D: Clara does the textile design, this means all the fabrics, their prints and surface design and production. I do the design of the clothes, means the cutting and sewing.
C: But we do also a lot of the conception and the final design together.
D: The form influences the surface and the print and vice versa. Our specialty is that we only use our own prints. Most of the fabrics are multi colored and we put emphasis on our special surface/ textile design.
C: That is the reason, that we never buy fabrics with prints from other companies.
Where is the production?
D: We do the prototyps here. The manufacturing is partly in east Germany (Sachsen) and in Italy. We like high quality work and try to work with sustainable manucfactures and are against the exploitation of poor countries.
What is your own story of c.neeon?
D: As we told you earlier we studied at Weissensee. Which is our startingpoint. We were quite influenced by Eva Mücke, who was then Professor for fashion design. Eva was a teacher since 1981 and did a lot of fashion also in the former east germany.
C: She worked also for Sibylle, which was sort of a East German version of Vogue.
D: Anyway, we graduated 2004 with a final collection and worked on some more collections until we applied for the fashion competition, which we luckily won.
C: The Grand Prix of ‘Hyères Festival International de Mode & de Photographie’ is one of the best awards for young fashion designers in Europe. But it is not an award where you get a huge amount of money. It is more a great opportunity for emerging fashion designers. We got a promotion support for one year and we could do a collection for top shop, which is an innovative uk-based fashion retailer.
Did you expect to win?
C: Noo! Usually the winners of ‘Hyères’ do quite feminine clothes, but our collection was more causal.
D: We presented in our winter collection clothes with strong colors. All models were enveloped in a lot of textile fabrics. So we were quite the opposite of feminine fashion.
C: It was the 20 years anniversary of the competition and the winners were not French, but German! This must have been quite a shock for some people. Usually high quality fashion comes from Belgium, France or England.
What does C. Neeon mean?
D: The C stands for Clara and Neeon comes from my little sisters mispronunciation of Doreen. We wanted a name that didnt sound feminine nor masculine.

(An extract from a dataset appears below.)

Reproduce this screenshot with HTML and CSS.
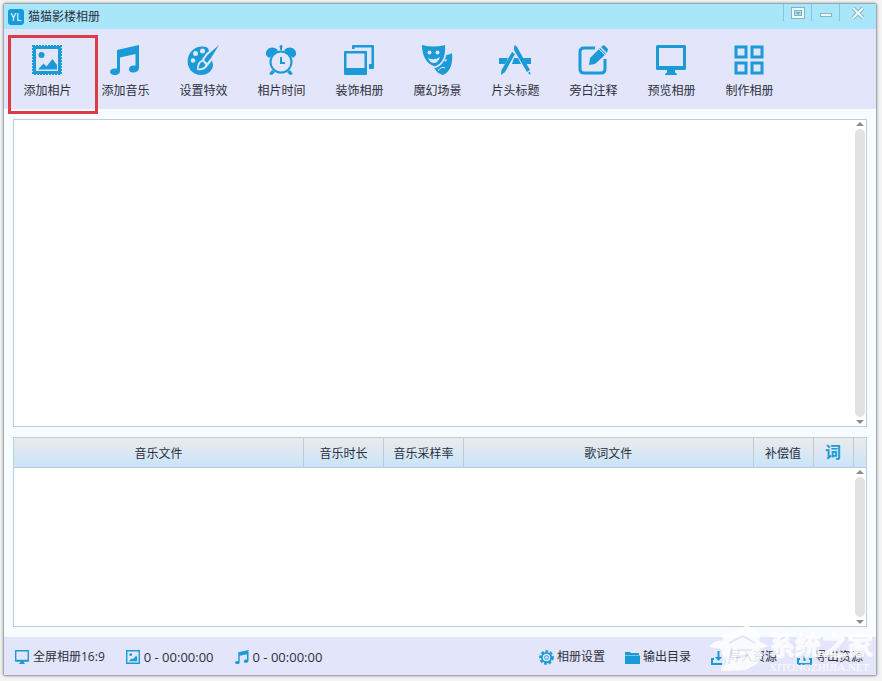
FILE: index.html
```html
<!DOCTYPE html>
<html lang="zh-CN">
<head>
    <meta charset="UTF-8">
    <meta name="viewport" content="width=device-width, initial-scale=1.0">
    <title>猫猫影楼相册</title>
    <link rel="stylesheet" href="styles.css">
</head>
<body>
    <svg class="sprite" aria-hidden="true">
        <symbol id="i-note" viewBox="0 0 30 30">
            <path d="M7 5 29 0v23c0 3-3 4.500-6 4.500s-4-1.500-4-3.500 2-3.500 4.500-3.500h2V9L10 12.500V26c0 3-3 4.500-6 4S0 28.500 0 26.800 2 23.500 4.500 23.500H7z"/>
        </symbol>
        <symbol id="i-monitor" viewBox="0 0 30 30">
            <path fill-rule="evenodd" d="M1.500 0h27Q30 0 30 1.500v22Q30 25 28.500 25H19v2.500l2 1.500v1H9v-1l2-1.500V25H1.500Q0 25 0 23.500v-22Q0 0 1.500 0zM3 3v18h24V3z"/>
        </symbol>
    </svg>

    <div class="window">
        <header class="titlebar">
            <span class="logo">YL</span>
            <h1>猫猫影楼相册</h1>
            <div class="controls">
                <button type="button" aria-label="菜单">
                    <svg viewBox="0 0 14 12"><path class="edge" d="M2 2h10v8H2z"/><path class="glyph" d="M2 2h10v8H2z"/><path class="arrow" d="M4 5h6L7 8z"/></svg>
                </button>
                <button type="button" aria-label="最小化">
                    <svg viewBox="0 0 14 12"><path class="edge" d="M1 8h12"/><path class="glyph" d="M2 8h10"/></svg>
                </button>
                <button type="button" class="close" aria-label="关闭">
                    <svg viewBox="0 0 14 12"><path class="edge" d="m2 1 10 10M12 1 2 11"/><path class="glyph" d="m2 1 10 10M12 1 2 11"/></svg>
                </button>
            </div>
        </header>

        <nav class="toolbar">
            <button type="button" class="tool active">
                <svg viewBox="0 0 30 30">
                    <path fill-rule="evenodd" d="M1 1h28v28H1zM4 4v22h22V4z"/>
                    <path class="perforation" d="M1 1h28v28H1z"/>
                    <circle cx="9.500" cy="10" r="3"/>
                    <path d="m6 24.500 5.500-6 3 3 6-7.500 4.500 6v4.500z"/>
                </svg>
                <span>添加相片</span>
            </button>
            <button type="button" class="tool">
                <svg><use href="#i-note"/></svg>
                <span>添加音乐</span>
            </button>
            <button type="button" class="tool">
                <svg viewBox="0 0 30 30">
                    <path d="M20 3C12-1 2 4 0 13c-2 9 4 17 13 17 7 0 12-5 12-10 0-2-1-3-1-5L20 3z"/>
                    <path class="cut" d="M31 0 19 9l-5 7q-4 2-4 8 7 1 9-4l5-6z"/>
                    <path d="M31 0 19.500 10 16 15l3 3 4-5zM14.500 16.500l3 3q-1 4-7 4 1-6 4-7z"/>
                    <g class="hole"><circle cx="14.500" cy="6" r="2.500"/><circle cx="7.500" cy="8.500" r="2.500"/><circle cx="5" cy="15.500" r="2.300"/></g>
                </svg>
                <span>设置特效</span>
            </button>
            <button type="button" class="tool">
                <svg viewBox="0 0 30 30">
                    <path d="M0 10C-1 5 4 1 9 3l3 2-9 8zM30 10c1-5-4-9-9-7l-3 2 9 8zM6 25l3 2-3 3-3-1zM24 25l-3 2 3 3 3-1z"/>
                    <circle cx="15" cy="17" r="10.500" class="line"/>
                    <path class="line" d="M15 5V1"/><circle cx="15" cy="1.500" r="1.500"/>
                    <path class="line" d="M15 12v6h4"/>
                </svg>
                <span>相片时间</span>
            </button>
            <button type="button" class="tool">
                <svg viewBox="0 0 30 30">
                    <path fill-rule="evenodd" d="M1 6h21q1 0 1 1v22q0 1-1 1H1q-1 0-1-1V7q0-1 1-1zm1.500 2.500V23h18V8.500z"/>
                    <path d="M8 4V1q0-1 1-1h20q1 0 1 1v22q0 1-1 1h-4v-5h2.500V2.500h-17V4z"/>
                </svg>
                <span>装饰相册</span>
            </button>
            <button type="button" class="tool">
                <svg viewBox="0 0 30 30">
                    <path d="M24 10c2 0 4-1 6-2 1 9-1 19-9 22-4-1-7-3-9-8z"/>
                    <path class="cut" d="M0 0q12 3 24 0c1 12-4 20-11 22C4 20 0 10 0 0z"/>
                    <path d="M0 0q12 3 23 0c1 12-3 19-10 21.500C4 19 0 10 0 0z"/>
                    <g class="hole"><circle cx="7.500" cy="7.500" r="2"/><circle cx="15.500" cy="7.500" r="2"/><path d="M6 13q6 3 12-1-2 6-6 6-4 0-6-5zM22 15l3-1-1 3z"/></g>
                    <path class="smile" d="M16 26q3-5 7-3"/>
                </svg>
                <span>魔幻场景</span>
            </button>
            <button type="button" class="tool">
                <svg viewBox="0 0 30 30">
                    <path d="M-1 13h9l-3 6h-6zM14 13h4l3 6h-9zM23 13h8v6h-5z"/>
                    <path d="m12 7 3 2L5 27l-4 3 .500-5z"/>
                    <path d="m14 2 1-2 2 2 13 23-3 2L14 5z"/>
                    <path d="m28 28 2-1.500.500 3.500z"/>
                </svg>
                <span>片头标题</span>
            </button>
            <button type="button" class="tool">
                <svg viewBox="0 0 30 30">
                    <path class="line thick" d="M17 3H6Q2 3 2 7v17q0 4 4 4h17q4 0 4-4V14"/>
                    <path d="m22 3 6 6-11 10-6 1 1-7zM23 2l3-2 4 4-1 4z"/>
                    <path class="scratch" d="m21 4 6 6"/>
                </svg>
                <span>旁白注释</span>
            </button>
            <button type="button" class="tool">
                <svg><use href="#i-monitor"/></svg>
                <span>预览相册</span>
            </button>
            <button type="button" class="tool">
                <svg viewBox="0 0 30 30"><path class="line thick" d="M2 2h10v10H2zM18 2h10v10H18zM2 18h10v10H2zM18 18h10v10H18z"/></svg>
                <span>制作相册</span>
            </button>
        </nav>

        <main class="content">
            <section class="photos" aria-label="相片">
                <div class="scrollbar"><i></i></div>
            </section>
            <section class="music" aria-label="音乐">
                <table>
                    <colgroup>
                        <col><col class="col-md"><col class="col-md"><col><col class="col-sm"><col class="col-xs"><col class="col-end">
                    </colgroup>
                    <thead>
                        <tr>
                            <th>音乐文件</th>
                            <th>音乐时长</th>
                            <th>音乐采样率</th>
                            <th>歌词文件</th>
                            <th>补偿值</th>
                            <th class="lyric">词</th>
                            <th></th>
                        </tr>
                    </thead>
                </table>
                <div class="list">
                    <div class="scrollbar"><i></i></div>
                </div>
            </section>
        </main>

        <footer class="statusbar">
            <div class="stats">
                <span class="stat"><svg><use href="#i-monitor"/></svg>全屏相册16:9</span>
                <span class="stat">
                    <svg viewBox="0 0 15 15"><path fill-rule="evenodd" d="M0 0h15v15H0zm1.500 1.500v12h12v-12z"/><circle cx="5" cy="5" r="1.500"/><path d="m3 12 3-3 1.500 1L11 6l1 2v4z"/></svg>
                    0 - 00:00:00
                </span>
                <span class="stat"><svg><use href="#i-note"/></svg>0 - 00:00:00</span>
            </div>
            <div class="actions">
                <button type="button">
                    <svg viewBox="0 0 16 16"><circle cx="8" cy="8" r="5" class="line"/><circle cx="8" cy="8" r="2" class="line thin"/><circle cx="8" cy="8" r="6.800" class="teeth"/></svg>
                    相册设置
                </button>
                <button type="button">
                    <svg viewBox="0 0 15 15"><path d="M0 2h5l1 1h8v2H0zM0 5.500h15V14H0z"/></svg>
                    输出目录
                </button>
                <button type="button">
                    <svg viewBox="0 0 15 15"><path class="line" d="M3 9H1v5h13V9h-2"/><path d="M6.500 1h2v6H11l-3.500 4L4 7h2.500z"/></svg>
                    导入资源
                </button>
                <button type="button">
                    <svg viewBox="0 0 15 15"><path class="line" d="M3 9H1v5h13V9h-2"/><path d="M6.500 11h2V5H11L7.500 1 4 5h2.500z"/></svg>
                    导出资源
                </button>
            </div>
        </footer>

        <div class="watermark">
            <svg viewBox="0 0 60 48"><path d="M0 22 5 17l9-2-2-5 14-3 12-7 14 9-2 7 10 5-9 3 3 6-6 9-11 6-19 1H12l2-13-2-9z"/><path class="mark" d="m20 18 14-7 12 7M23 23l-3 16M29 25h14M27 33l12-3"/></svg>
            <div class="brand">
                <strong>系统之家</strong>
                <small>XITONGZHIJIA.NET</small>
            </div>
        </div>
    </div>
</body>
</html>
```
FILE: styles.css
```css
* {
    box-sizing: border-box;
    margin: 0;
    padding: 0;
}
body {
    display: flex;
    min-height: 100vh;
    padding: 3px 5px 5px 3px;
    background: #f4f4f4;
    color: #2b3040;
    font: 12px/16px "Noto Sans", "Noto Sans CJK SC", sans-serif;
}
button {
    border: none;
    background: none;
    color: inherit;
    font: inherit;
    cursor: pointer;
}
svg {
    fill: #1a9ad7;
    overflow: visible;
}
.sprite {
    position: absolute;
    width: 0;
    height: 0;
}
.line {
    fill: none;
    stroke: #1a9ad7;
    stroke-width: 2;
}
.thick {
    stroke-width: 3;
}
.thin {
    stroke-width: 1;
}
.window {
    position: relative;
    flex: 1;
    display: flex;
    flex-direction: column;
    border: 1px solid #a5a7b5;
    border-top-color: #8dabb5;
    border-radius: 3px;
    background: #f6fcff;
    box-shadow: 0 0 3px #999;
}

/* title bar */
.titlebar {
    display: flex;
    align-items: center;
    height: 25px;
    padding-left: 4px;
    background: #aae6fa;
}
.logo {
    width: 16px;
    border-radius: 3px;
    background: #159bdb;
    color: #fff;
    font-size: 10px;
    text-align: center;
}
h1 {
    margin-left: 4px;
    font-size: 12px;
    font-weight: normal;
}
.controls {
    display: flex;
    align-self: flex-start;
    margin-left: auto;
}
.controls button {
    width: 28px;
    height: 17px;
    border-left: 1px solid #8fc3d3;
}
.controls .close {
    width: 37px;
}
.controls svg {
    display: block;
    width: 14px;
    height: 12px;
    margin: auto;
}
.edge,
.glyph {
    fill: none;
    stroke: #85b3c0;
    stroke-width: 4;
}
.glyph {
    stroke: #effaff;
    stroke-width: 2;
}
.arrow {
    fill: #7caab8;
}

/* toolbar */
.toolbar {
    display: flex;
    height: 80px;
    padding: 6px 4px 0;
    background: #e3e5fa;
}
.tool {
    position: relative;
    display: flex;
    flex-direction: column;
    align-items: center;
    justify-content: flex-start;
    gap: 8px;
    width: 78px;
    height: 68px;
    padding-top: 10px;
}
.tool svg {
    width: 30px;
    height: 30px;
}
.tool span {
    padding-left: 1px;
}
.tool.active::after {
    content: "";
    position: absolute;
    inset: 0 -12px -11px 0;
    border: 3px solid #dc3b47;
}
.perforation {
    fill: none;
    stroke: #1a9ad7;
    stroke-width: 2;
    stroke-dasharray: 2 1;
}
.cut {
    stroke: #e3e5fa;
    stroke-width: 2;
}
.cut,
.hole {
    fill: #e3e5fa;
}
.smile,
.scratch {
    fill: none;
    stroke: #e3e5fa;
    stroke-width: 1;
}

/* panels */
.content {
    flex: 1;
    display: flex;
    flex-direction: column;
    gap: 10px;
    padding: 10px 9px;
}
.photos,
.music {
    border: 1px solid #bfcddb;
    background: #fff;
}
.photos {
    flex: 308;
    display: flex;
}
.music {
    flex: 190;
    display: flex;
    flex-direction: column;
}
.list {
    flex: 1;
    display: flex;
}
.scrollbar {
    display: flex;
    flex-direction: column;
    align-items: center;
    gap: 3px;
    width: 12px;
    margin-left: auto;
    padding: 2px 0;
}
.scrollbar i {
    flex: 1;
    width: 10px;
    border-radius: 5px;
    background: #e2e2e2;
}
.scrollbar::before,
.scrollbar::after {
    content: "";
    border: 4px solid transparent;
}
.scrollbar::before {
    border-top: none;
    border-bottom: 4px solid #8c8c8c;
}
.scrollbar::after {
    border-bottom: none;
    border-top: 4px solid #8c8c8c;
}
table {
    width: 100%;
    table-layout: fixed;
    border-collapse: collapse;
}
.col-md {
    width: 80px;
}
.col-sm {
    width: 60px;
}
.col-xs {
    width: 40px;
}
.col-end {
    width: 13px;
}
thead tr {
    height: 30px;
    background: linear-gradient(#ebebeb, #c8e4fb);
}
th {
    padding-top: 3px;
    border-right: 1px solid #c0cad5;
    border-bottom: 1px solid #c0cad5;
    font-weight: normal;
}
th:last-child {
    border-right: none;
}
th.lyric {
    padding: 0;
    color: #1a9ad7;
    font-size: 16px;
    font-weight: bold;
}

/* status bar */
.statusbar {
    display: flex;
    justify-content: space-between;
    align-items: center;
    height: 38px;
    padding: 2px 13px 0 11px;
    background: #e3e5fa;
}
.stats,
.actions {
    display: flex;
    gap: 20px;
}
.stats {
    gap: 21px;
    font-family: "Open Sans", "Noto Sans CJK SC", sans-serif;
}
.stat,
.actions button {
    display: flex;
    align-items: center;
    gap: 3px;
}
.stat {
    gap: 4px;
}
.stat + .stat {
    font-size: 13px;
}
.statusbar svg {
    width: 15px;
    height: 15px;
}
.stats svg {
    width: 14px;
    height: 14px;
}
.teeth {
    fill: none;
    stroke: #1a9ad7;
    stroke-width: 2;
    stroke-dasharray: 3 2;
}

/* watermark */
.watermark {
    position: absolute;
    right: 3px;
    bottom: 2px;
    display: flex;
    align-items: flex-end;
    color: #fff;
    opacity: 0.85;
    pointer-events: none;
}
.watermark svg {
    width: 60px;
    height: 48px;
    fill: #fff;
}
.mark {
    fill: none;
    stroke: #e3e5fa;
    stroke-width: 2;
}
.brand strong {
    display: block;
    font-size: 26px;
    line-height: 32px;
    -webkit-text-stroke: 1px #fff;
}
.brand small {
    display: block;
    font: 11px/12px "Liberation Serif", serif;
}
```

Why are you doing fashion?
D: Oh! For my self, I can say that my familiar background were also in the fashion business, so I came already as a child in contact with textiles and clothes.
C: When I started studying at Weissensee I was openminded. I just really liked surface design, colors and patterns. But then I got more and more interested in fashion, too. That was the time, when Doreen and me became friends. What I like on my work is that we can change our ideas from collection from collection. Each new collection is a new challenge.
What are your backgrounds?
C: I am grown up in Berlin. I lived in Kreuzberg, Tiergarten and then Prenzlauer Berg. Doreen is from Thüringen, which is in east mid Germany, but she is living in Berlin since more than ten years.
Let’s talk a bit about Japan.
D: I was in Japan in 2005 during the ‘German Year’ in Japan. Tokyo was really nice. It was springtime, so we went to see some parks. In this sense it is similar to Berlin. It was quite calm in Tokyo. I expected it to be more stressful. I liked the side streets in Tokyo.
Do you like Japanese fashion design?
D: Of course! Yoji Yamamoto and Issey Miyake have done great work. By the way the Spring/Summer collection 2007 called local foreigner is a result of our contact with Japan. I was inspired by a obi (sash) used for kimono, which I found somewhere at a flee market.
What music do you like?
D: I love to go to concerts epecially music with bands, like
indie-rock. I am not much in to electronic music. As a teenager I did a punk band! Anyway music is quite important for me and it is important for c.neeon for image building, especially on fashion shows. Our frist collection was called ‘Daydream Nation’ which is the title of a album of sonic youth and we used a song by uk-indie-band Pulp.
Do you enjoy the art and music scene in Berlin?
D: I was at the opening of Jorinde Voigt. I liked her work. But usually we don’t have much time for going out a lot. But we enjoy the scene and we get inspired by people we meet during work.
How do you want c.neeon to develop in future?
D: We want to do more feminine fashion, but still keep our casual young image. But maybe a bit more grown-up: More elegance. We just finished our collection in March, so we rest a bit and look for new ideas. We have then our shows in September of course.